First, as a parent, you train yourself to ask questions in a way that allows your teen to feel comfortable about answering truthfully, and about using his or her own words. Second, you restate what you heard to make sure that you understood what your teen was saying. Finally, you need to take the time to see things through your teen's eyes and get some understanding of how your adult-in-process is experiencing a given situation.

Asking questions

Often questions can seem accusing or blaming to the person asked. A question may make the person feel backed into a corner. For example, if a parent asks his or her teenager, "You didn't like the movie, did you?" it is clear that the parent does not approve of the movie and, if the teen did like the movie, he or she ends up feeling the need to defend his or her position. Consider how much easier it would have been to respond to the question "What did you think of the movie?" And once your teen has expressed an opinion, rather than giving yours, ask more questions to encourage your teens further thinking.

Active listening requires the speaker to look at the hidden meaning behind the question. People often ask questions that might make others feel pressured into coming up with the correct response. For example, you might feel pressured when someone close to you asks, "Do you think I have gained weight?" These types of questions tend to put the person being asked on the defensive. Often the person may shut off communication in order to protect him or herself.

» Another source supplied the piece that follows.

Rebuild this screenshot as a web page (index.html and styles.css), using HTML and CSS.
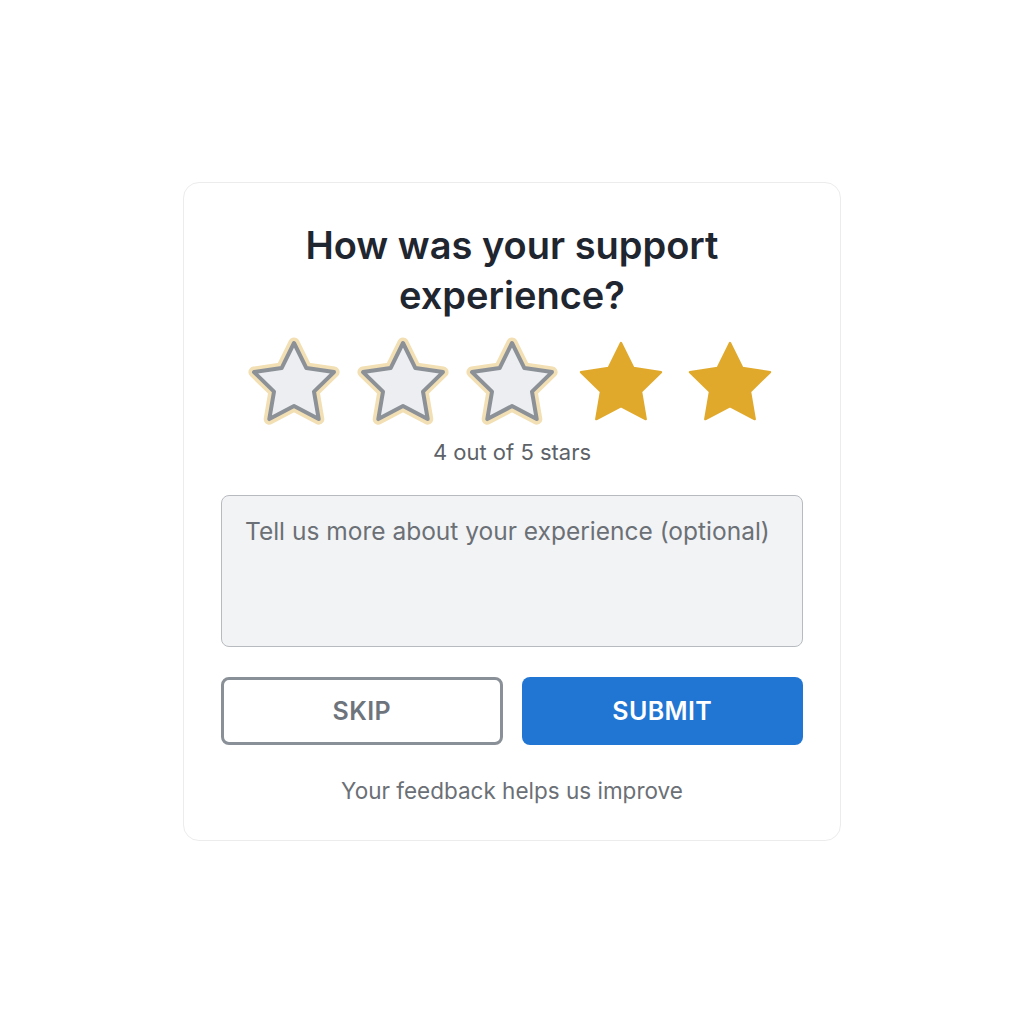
FILE: index.html
```html
<!DOCTYPE html>
<html lang="en">
<head>
  <meta charset="UTF-8" />
  <meta name="viewport" content="width=device-width, initial-scale=1" />
  <title>Support Feedback</title>
  <link rel="stylesheet" href="styles.css">
</head>
<body>
  <div class="card">
    <h1>How was your support<br>experience?</h1>

    <div class="stars">
      <svg class="star empty" viewBox="0 0 24 24"><path class="halo" d="M12 2l3.09 6.26L22 9.27l-5 4.87 1.18 6.88L12 17.77l-6.18 3.25L7 14.14 2 9.27l6.91-1.01L12 2z"/><path class="line" d="M12 2l3.09 6.26L22 9.27l-5 4.87 1.18 6.88L12 17.77l-6.18 3.25L7 14.14 2 9.27l6.91-1.01L12 2z"/></svg>
      <svg class="star empty" viewBox="0 0 24 24"><path class="halo" d="M12 2l3.09 6.26L22 9.27l-5 4.87 1.18 6.88L12 17.77l-6.18 3.25L7 14.14 2 9.27l6.91-1.01L12 2z"/><path class="line" d="M12 2l3.09 6.26L22 9.27l-5 4.87 1.18 6.88L12 17.77l-6.18 3.25L7 14.14 2 9.27l6.91-1.01L12 2z"/></svg>
      <svg class="star empty" viewBox="0 0 24 24"><path class="halo" d="M12 2l3.09 6.26L22 9.27l-5 4.87 1.18 6.88L12 17.77l-6.18 3.25L7 14.14 2 9.27l6.91-1.01L12 2z"/><path class="line" d="M12 2l3.09 6.26L22 9.27l-5 4.87 1.18 6.88L12 17.77l-6.18 3.25L7 14.14 2 9.27l6.91-1.01L12 2z"/></svg>
      <svg class="star full" viewBox="0 0 24 24"><path d="M12 2l3.09 6.26L22 9.27l-5 4.87 1.18 6.88L12 17.77l-6.18 3.25L7 14.14 2 9.27l6.91-1.01L12 2z"/></svg>
      <svg class="star full" viewBox="0 0 24 24"><path d="M12 2l3.09 6.26L22 9.27l-5 4.87 1.18 6.88L12 17.77l-6.18 3.25L7 14.14 2 9.27l6.91-1.01L12 2z"/></svg>
    </div>
    <p class="rating-label">4 out of 5 stars</p>

    <textarea placeholder="Tell us more about your experience (optional)"></textarea>

    <div class="actions">
      <button class="btn-skip">SKIP</button>
      <button class="btn-submit">SUBMIT</button>
    </div>

    <p class="note">Your feedback helps us improve</p>
  </div>
</body>
</html>
```

FILE: styles.css
```css
body {
  margin: 0;
  background-color: #fff;
  font-family: Inter, "Noto Sans", Arial, sans-serif;
}

.card {
  box-sizing: border-box;
  width: 658px;
  margin: 182px auto 0;
  padding: 37px 37px 35px;
  border: 1px solid #ececec;
  border-radius: 16px;
  background-color: #fff;
  text-align: center;
}

h1 {
  margin: 0;
  font-size: 38px;
  line-height: 50px;
  font-weight: 600;
  color: #1f2630;
}

.stars {
  display: flex;
  justify-content: center;
  gap: 13px;
  margin-top: 15px;
}

.star {
  width: 96px;
  height: 96px;
}

.star.full path {
  fill: #e1a92c;
  stroke: #e1a92c;
  stroke-width: 0.6;
  stroke-linejoin: round;
}

.star.empty .halo {
  fill: none;
  stroke: #f2dfb3;
  stroke-width: 2.8;
  stroke-linejoin: round;
}

.star.empty .line {
  fill: #eceef1;
  stroke: #8c9198;
  stroke-width: 1;
  stroke-linejoin: round;
}

.rating-label {
  margin: 9px 0 0;
  font-size: 22px;
  line-height: 24px;
  color: #5d6268;
}

textarea {
  display: block;
  box-sizing: border-box;
  width: 100%;
  height: 152px;
  margin-top: 31px;
  padding: 20px 23px;
  border: 1.5px solid #b7bbc0;
  border-radius: 8px;
  background-color: #f2f3f5;
  font-family: inherit;
  font-size: 24.5px;
  line-height: 30px;
  resize: none;
}

textarea::placeholder {
  color: #6b7076;
}

.actions {
  display: grid;
  grid-template-columns: 1fr 1fr;
  gap: 19px;
  margin-top: 30px;
}

.actions button {
  box-sizing: border-box;
  height: 68px;
  padding: 0;
  border-radius: 8px;
  font-family: inherit;
  font-size: 25px;
  font-weight: 600;
  letter-spacing: 0.4px;
  cursor: pointer;
}

.btn-skip {
  background-color: #fff;
  border: 3px solid #8a9097;
  color: #6e747b;
}

.btn-submit {
  background-color: #2176d3;
  border: none;
  color: #fff;
}

.note {
  margin: 32px 0 0;
  font-size: 22.5px;
  line-height: 28px;
  color: #6b7076;
}
```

In order to be a good active listener, you need to make sure that you ask questions honestly and sincerely. And that the intent behind questioning is to understand rather than advise, criticize, or pry (the prosecuting attorney approach). Through this process, teens will also understand their own thinking by fostering decision-making and planning skills. Active-listening questions intend to:

Clarify meanings: I hear you saying you are frustrated with Johnny, is that right?"

Learn about others thoughts, feelings, and wants: "Tell me more about your ideas for the project."

Encourage elaboration: "What happened next?" or "How did that make you feel?"

Encourage discovery: "What do you feel your options are at this point?"

Gather more facts and details: "What happened before this fight took place?"